Many salamanders have the special ability to regenerate a lost limb, but adult mammals cannot. The axolotl is a Mexican salamander that is an endangered species in the wild. However, it is unlike most salamanders.

Metamorphosis frog Meyers

Normally, amphibians, like salamanders and frogs, go through the process of metamorphosis which begins with an egg that hatches into a larvae with gills to live underwater. As they gradually reach the adult stage, salamanders and frogs begin to lose and gain certain traits that allow them to adapt from an aquatic environment to a terrestrial habitat.

Axolotl

Axolotls are adorable creatures that are a special species of salamanders. Instead of going to the process of metamorphosis, they go through the process of paedomorphosis in which they retain their aquatic juvenile state for the rest of their life cycle.

Most salamanders have regenerative abilities but none to the extent of the axolotl. Axolotls can regenerate almost any body part, including the brain, heart, lungs, spinal cord, skin, tail and more. This possibly has to do with their juvenile state. Mammalian embryos and juveniles have the ability to regenerate to some extent, such as the heart tissue and fingertips. However, once mammals reach the adult stage, regeneration just simply isn’t the solution anymore. Mammals being to form a scar at the location of injury.

A team of scientists led by James Godwin, Ph.D., of the Mount Desert Island Biological Laboratory in Bar Harbor, Maine, approached the mystery of molecular regeneration by studying the axolotl, a highly regenerative salamander, versus an adult mouse, a mammal that has limited regenerative ability. In this research, Godwin compared immune cells called macrophages in the axolotl to the macrophages in the mouse to identify the factor that contributed to regeneration. It turns out that the macrophages are crucial to the process of regeneration. When the macrophages were depleted in the axolotl, it formed a scar like mammals do instead of regenerating. Macrophage signalling was similar in both axolotls and mammals when exposed to pathogens such as bacteria, funguses, and viruses. However, when the axolotl was exposed to these pathogens, the signalling promoted new tissue growth while in the mouse, it promoted scarring. Continual research of macrophage signalling in axolotls might one day be able to pull us closer to human regeneration.
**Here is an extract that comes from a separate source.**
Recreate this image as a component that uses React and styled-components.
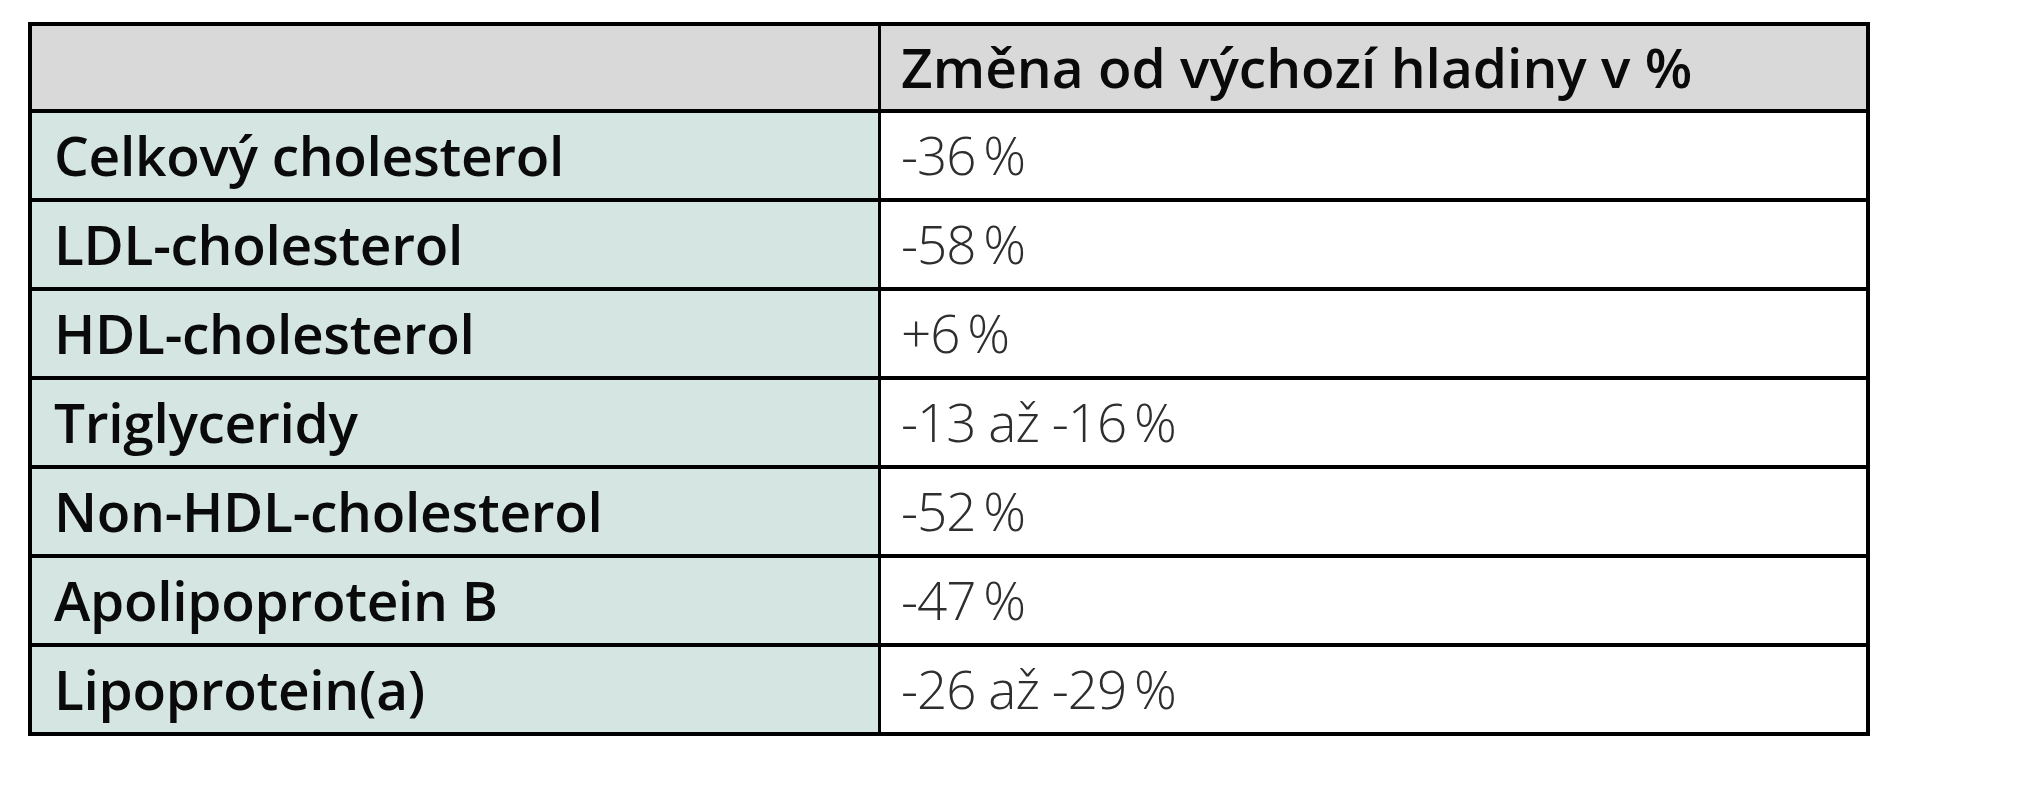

In the future, when we need to surgically remove parts of our organs, axolotl regeneration might come in quite handy to regrow our important organs!

This research article relates back to AP Biology because macrophages work together with the its lysosomes to break down foreign pathogens. These macrophages will engulf these invading pathogens into intracellular membrane vesicles through the process of phagocytosis. Once entrapped in the vesicles, the pathogens will be killed with acid.